Настоящий врач скоро подойдет. Путь профессионала: пройти огонь, воду и интернатуру - стр. 10
– Я хочу лишь поддерживать жизнь этих пациентов, – сказал я, пожалуй, чересчур ревностно.
Он махнул на меня рукой:
– Да-да. Просто приходи вовремя и вкалывай по полной.
Меня, интерна, поставили в пару к человеку, имевшему всего на год больше опыта. Поначалу эта разница казалась ничтожной, и я не верил, что через год смогу так же кого-то учить.
Это было мне под силу. Такой же философии придерживался один мой бывший тренер по бейсболу.
– Смотрю на тебя, и в голову приходят две вещи, – продолжил Байо. – Во-первых, ты чем-то напоминаешь мне одного моего знакомого. Вы оба похожи на огромную фрикадельку.
Это был не первый случай, когда кто-то из медицинского сообщества высмеивал мой внешний вид качка-спортсмена из среднего класса. В медицинской школе одна сокурсница по имени Хезер выдала мне на ровном месте, что я выгляжу так, словно меня зовут Чад[19] и я посещал частную школу в Коннектикуте. Эта женщина, имевшая более чем поверхностное сходство с Анной Кламски из фильма «Моя девочка»[20], была бы удивлена, узнав, что первое десятилетие своей жизни я провел в Бирмингеме, штат Алабама, а второе – в разросшемся пригороде Орландо во Флориде. Я завоевал Хезер, когда принял брошенный ею вызов и поинтересовался у одного уважаемого исследователя диабета, не задумывался ли он о том, что не очень уместно называть его «сахарным», ведь больным приходится совсем несладко. Его мой каламбур не позабавил. Зато позабавил Хезер: вскоре после этого мы начали встречаться и вместе переехали в Нью-Йорк для прохождения практики по внутренней медицине[21]. Хезер была на втором курсе ординатуры, на год опережая меня. Жаль, ее не было в тот момент рядом – она бы непременно мне что-нибудь посоветовала.

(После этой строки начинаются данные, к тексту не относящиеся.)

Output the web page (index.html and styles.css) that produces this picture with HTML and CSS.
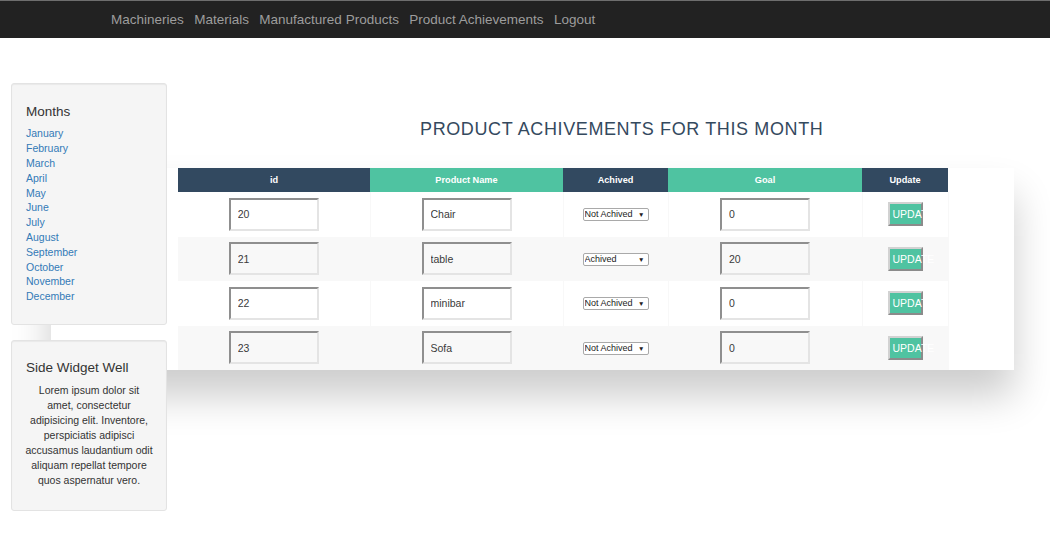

– А что второе? – спросил я Байо.
Он улыбнулся:
– Ты выглядишь перепуганным до смерти.
– Так и есть.
– Хорошо. Пойди осмотри нашего нового пациента.
Глава 3
– Все еще спит, – сказала медсестра, когда я приоткрыл штору и просунул голову в одну из стеклянных кабинок с кроватью для пациента. – Он весь твой.
Окно за спиной медсестры выходило на Гудзон, но вид закрывала гора медицинского оборудования. По центру палаты, на большой кровати с перилами, лежал мужчина под наркозом. У этой кровати была противопролежневая система: если с одной стороны возникало избыточное давление, активировались датчики и матрас надувался, чтобы его выровнять. За кроватью стоял напоминающий стальную напольную вешалку кронштейн, с которого свисали девять разных пластиковых пакетов, наполненных прозрачной жидкостью, каждый размером примерно с грудной имплант. Над ними располагались мониторы немногим больше экрана смартфона, на которых отображались названия лекарств в каждом пакете, а также скорость, с которой они подавались. Когда какой-нибудь из пакетов пустел, срабатывал тревожный сигнал. Если кто-то пытался изменить скорость введения препарата, раздавался свисток. Вся эта композиция напоминала таинственную художественную инсталляцию из сирен, машин, кнопок, трубок, проводов и мигающих лампочек. На вводном занятии мне было четко сказано: не прикасаться в палате реанимации ни к чему, кроме пациента.
Сделав глубокий вдох, я приблизился к спящему мужчине с усами, немного напоминавшему Теодора Рузвельта. Схватив пару перчаток, я собрался осмотреть этого загадочного пациента, волею судьбы свалившегося нам на голову. Я мысленно вернулся в медицинскую школу, где нас учили проводить врачебный осмотр.